Logo nas primeiras páginas, o autor pergunta ‘o que é literatura?’. E, bom professor que é, ensina com três exemplos. Depois de afirmar que ‘literatura é toda palavra escrita’, relaciona duas verdades de natureza diversa. ‘O calor dilata os corpos’ e ‘Napoleão morreu em Santa Helena, em 1821.’ A mais encantadora é a terceira, a de García Márquez. Jamais existiu na Colômbia alguém que se chamasse Aureliano Buendía, que, antes de ser fuzilado, lembrasse de uma antiga tarde em que o pai o levou para conhecer o gelo.

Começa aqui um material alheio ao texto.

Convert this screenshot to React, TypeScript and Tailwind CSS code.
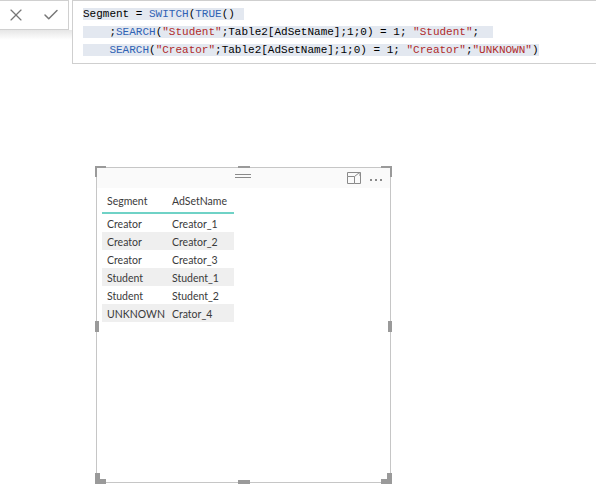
import { Check, X } from 'lucide-react';

const mono = { fontFamily: '"Liberation Mono", "DejaVu Sans Mono", monospace' };

function Kw({ children }: { children: string }) {
  return <span className="text-[#2f62b4]">{children}</span>;
}
function Str({ children }: { children: string }) {
  return <span className="text-[#b02a2a]">{children}</span>;
}

const rows = [
  ['Creator', 'Creator_1'],
  ['Creator', 'Creator_2'],
  ['Creator', 'Creator_3'],
  ['Student', 'Student_1'],
  ['Student', 'Student_2'],
  ['UNKNOWN', 'Crator_4'],
];

function Handle({ className }: { className: string }) {
  return <div className={`absolute bg-[#9a9a9a] ${className}`} />;
}

export default function App() {
  return (
    <div className="w-[596px] h-[500px] bg-white overflow-hidden relative">
      <div className="flex items-start">
        <div className="w-[72px] shrink-0">
          <div className="h-[30px] w-[69px] bg-white border-r border-b border-t border-[#d0d0d0] flex items-center gap-[16px] pl-[6px] text-[#777]">
            <X size={20} strokeWidth={1.4} />
            <Check size={18} strokeWidth={2} />
          </div>
          <div className="h-[10px] bg-gradient-to-b from-[#e6e6e6] to-white" />
        </div>
        <div
          className="flex-1 h-[64px] border border-r-0 border-[#cfcfcf] pt-[4px] pl-[10px] text-[11px] text-black leading-[18px] whitespace-pre"
          style={mono}
        >
          <div><span className="bg-[#e3e8f0] pr-[9px]">Segment = <Kw>SWITCH</Kw>(<Kw>TRUE</Kw>()</span></div>
          <div>
            <span className="bg-[#e3e8f0] pr-[14px]">
              {'    ;'}<Kw>SEARCH</Kw>(<Str>"Student"</Str>;Table2[AdSetName];1;0) = 1; <Str>"Student"</Str>;
            </span>
          </div>
          <div>
            <span className="bg-[#e3e8f0]">
              {'    '}<Kw>SEARCH</Kw>(<Str>"Creator"</Str>;Table2[AdSetName];1;0) = 1; <Str>"Creator"</Str>;<Str>"UNKNOWN"</Str>)
            </span>
          </div>
        </div>
      </div>

      <div className="ml-[96px] mt-[103px] relative w-[295px] h-[316px] border border-[#c6c6c6] bg-white">
        <Handle className="-left-[2px] -top-[2px] w-[11px] h-[5px]" />
        <Handle className="-left-[2px] -top-[2px] w-[5px] h-[11px]" />
        <Handle className="-right-[2px] -top-[2px] w-[11px] h-[5px]" />
        <Handle className="-right-[2px] -top-[2px] w-[5px] h-[11px]" />
        <Handle className="-left-[2px] -bottom-[2px] w-[11px] h-[5px]" />
        <Handle className="-left-[2px] -bottom-[2px] w-[5px] h-[11px]" />
        <Handle className="-right-[2px] -bottom-[2px] w-[11px] h-[5px]" />
        <Handle className="-right-[2px] -bottom-[2px] w-[5px] h-[11px]" />
        <Handle className="left-[141px] -top-[2px] w-[12px] h-[4px]" />
        <Handle className="left-[141px] -bottom-[2px] w-[12px] h-[4px]" />
        <Handle className="-left-[2px] top-[153px] w-[4px] h-[11px]" />
        <Handle className="-right-[2px] top-[153px] w-[4px] h-[11px]" />

        <div className="h-[20px] bg-[#fafafa] relative flex items-center justify-end gap-[10px] pr-[8px] text-[#8a8a8a]">
          <div className="absolute left-[138px] top-[6px] w-[16px] flex flex-col gap-[2px]">
            <div className="h-px bg-[#8a8a8a]" />
            <div className="h-px bg-[#8a8a8a]" />
          </div>
          <svg width="14" height="12" viewBox="0 0 14 12" fill="none" stroke="#8a8a8a" strokeWidth="1" className="-mr-[1px]">
            <path d="M0.5 4.5 V11.5 H7.5 V4.5 Z" />
            <path d="M0.5 4.5 V0.5 H13.5 V11.5 H7.5" />
            <path d="M7.5 4.5 L12.5 0.5 M9.5 0.5 H13 V4" />
          </svg>
          <div className="flex gap-[3px] mt-[3px]">
            <div className="w-[2px] h-[2px] bg-[#8a8a8a]" />
            <div className="w-[2px] h-[2px] bg-[#8a8a8a]" />
            <div className="w-[2px] h-[2px] bg-[#8a8a8a]" />
          </div>
        </div>

        <div
          className="ml-[5px] w-[132px] text-[10.5px] text-[#3a3a3a]"
          style={{ fontFamily: 'Lato, "Noto Sans", sans-serif' }}
        >
          <div className="flex h-[26px] items-center border-b-2 border-[#6fd2c6] pt-[3px]">
            <div className="w-[70px] pl-[5px]">Segment</div>
            <div>AdSetName</div>
          </div>
          {rows.map(([s, a], i) => (
            <div
              key={i}
              className={`flex h-[18px] items-center pt-[3px] ${i % 2 === 1 ? 'bg-[#efefef]' : 'bg-white'}`}
            >
              <div className="w-[70px] pl-[5px]">{s}</div>
              <div>{a}</div>
            </div>
          ))}
        </div>
      </div>
    </div>
  );
}
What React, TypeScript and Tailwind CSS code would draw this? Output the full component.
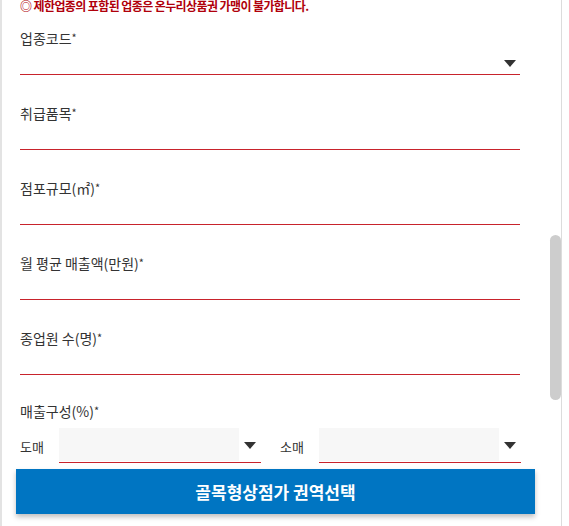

O escritor é um mentiroso, mas todas as suas mentiras compõem uma verdade literária. E é esta que fascina os leitores. Milhões de pessoas em todo o mundo aceitaram as hipóteses de García Márquez, menos talvez aqueles políticos que dizem sempre ‘não raciocino sobre hipóteses’, mas esses lêem apenas os jornais que tratam deles, quando os lêem, porque em geral, tendo tantos assessores, contam também com quem é pago para fazer recortes para eles.

Dinastia sem poder

O livro tem 487 páginas. É um dos melhores investimentos para este Natal. Sergius Gonzaga e este escritor foram alunos de Guilhermino César, sobre quem Carlos Drummond de Andrade se inspirou explicitamente para o poema ‘Seqüestro de Guilhermino César’:

refocilávamos em orgias/ com a ninfa de espuma e seios-orquídea/ chamada Literatura,/ nosso maior amor e perdição‘.

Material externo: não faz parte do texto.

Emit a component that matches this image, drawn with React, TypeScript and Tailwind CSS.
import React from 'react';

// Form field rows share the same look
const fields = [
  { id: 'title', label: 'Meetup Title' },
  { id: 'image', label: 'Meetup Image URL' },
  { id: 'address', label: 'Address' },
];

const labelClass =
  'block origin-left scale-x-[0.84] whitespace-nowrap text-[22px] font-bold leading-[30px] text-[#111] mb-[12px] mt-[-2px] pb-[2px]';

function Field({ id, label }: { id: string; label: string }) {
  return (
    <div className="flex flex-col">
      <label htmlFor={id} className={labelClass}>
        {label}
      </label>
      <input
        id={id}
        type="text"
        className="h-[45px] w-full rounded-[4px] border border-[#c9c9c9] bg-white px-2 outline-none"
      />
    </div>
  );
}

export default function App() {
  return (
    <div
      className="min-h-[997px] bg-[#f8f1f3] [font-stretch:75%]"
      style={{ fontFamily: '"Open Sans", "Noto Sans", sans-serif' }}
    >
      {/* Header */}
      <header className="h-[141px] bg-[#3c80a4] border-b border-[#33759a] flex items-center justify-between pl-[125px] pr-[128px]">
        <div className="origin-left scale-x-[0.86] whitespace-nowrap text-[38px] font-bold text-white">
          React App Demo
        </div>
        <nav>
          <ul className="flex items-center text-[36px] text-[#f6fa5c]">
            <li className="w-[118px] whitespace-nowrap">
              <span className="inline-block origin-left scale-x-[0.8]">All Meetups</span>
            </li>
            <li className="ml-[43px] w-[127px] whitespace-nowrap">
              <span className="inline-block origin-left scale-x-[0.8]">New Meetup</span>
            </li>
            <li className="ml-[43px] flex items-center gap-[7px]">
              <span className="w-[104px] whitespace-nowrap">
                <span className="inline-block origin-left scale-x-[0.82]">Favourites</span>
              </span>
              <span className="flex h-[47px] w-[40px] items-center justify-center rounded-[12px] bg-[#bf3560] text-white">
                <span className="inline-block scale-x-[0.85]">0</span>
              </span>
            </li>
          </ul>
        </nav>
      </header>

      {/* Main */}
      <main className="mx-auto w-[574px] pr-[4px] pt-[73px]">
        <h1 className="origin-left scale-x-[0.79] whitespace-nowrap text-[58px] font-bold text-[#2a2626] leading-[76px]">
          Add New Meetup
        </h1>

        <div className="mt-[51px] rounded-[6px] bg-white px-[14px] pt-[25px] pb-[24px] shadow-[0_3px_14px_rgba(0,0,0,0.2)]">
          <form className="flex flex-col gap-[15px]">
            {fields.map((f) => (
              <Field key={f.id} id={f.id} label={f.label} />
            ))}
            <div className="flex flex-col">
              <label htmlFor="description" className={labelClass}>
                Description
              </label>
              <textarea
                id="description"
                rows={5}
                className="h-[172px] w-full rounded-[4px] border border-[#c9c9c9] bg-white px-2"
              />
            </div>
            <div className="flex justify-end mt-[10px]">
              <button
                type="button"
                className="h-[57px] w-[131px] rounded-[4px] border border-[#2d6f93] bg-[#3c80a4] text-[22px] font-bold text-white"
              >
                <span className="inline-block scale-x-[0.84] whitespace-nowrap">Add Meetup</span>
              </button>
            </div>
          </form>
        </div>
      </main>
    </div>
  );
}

Guilhermino César não formava apenas gente de letras. De nossa turma, Antônio Hohlfeldt é vice-governador do Rio Grande do Sul; Lya Luft, toda semana, encanta os leitores da maior revista semanal do país com textos muito bem escritos; Lígia Averbuck, precocemente falecida, grande crítica literária, antecedeu Sergius Gonzaga na direção do Instituto Estadual do Livro; Flávio Loureiro Chaves tem participação decisiva em projetos literários importantíssimos, como no júri do Prêmio Portugal Telecom. Para citar apenas alguns exemplos.

Nós seqüestramos Guilhermino César. E depois nossos alunos nos seqüestraram. A dinastia que não quer poder, quer apenas os saberes e os sabores da literatura brasileira, navega, porém, em mares procelosos.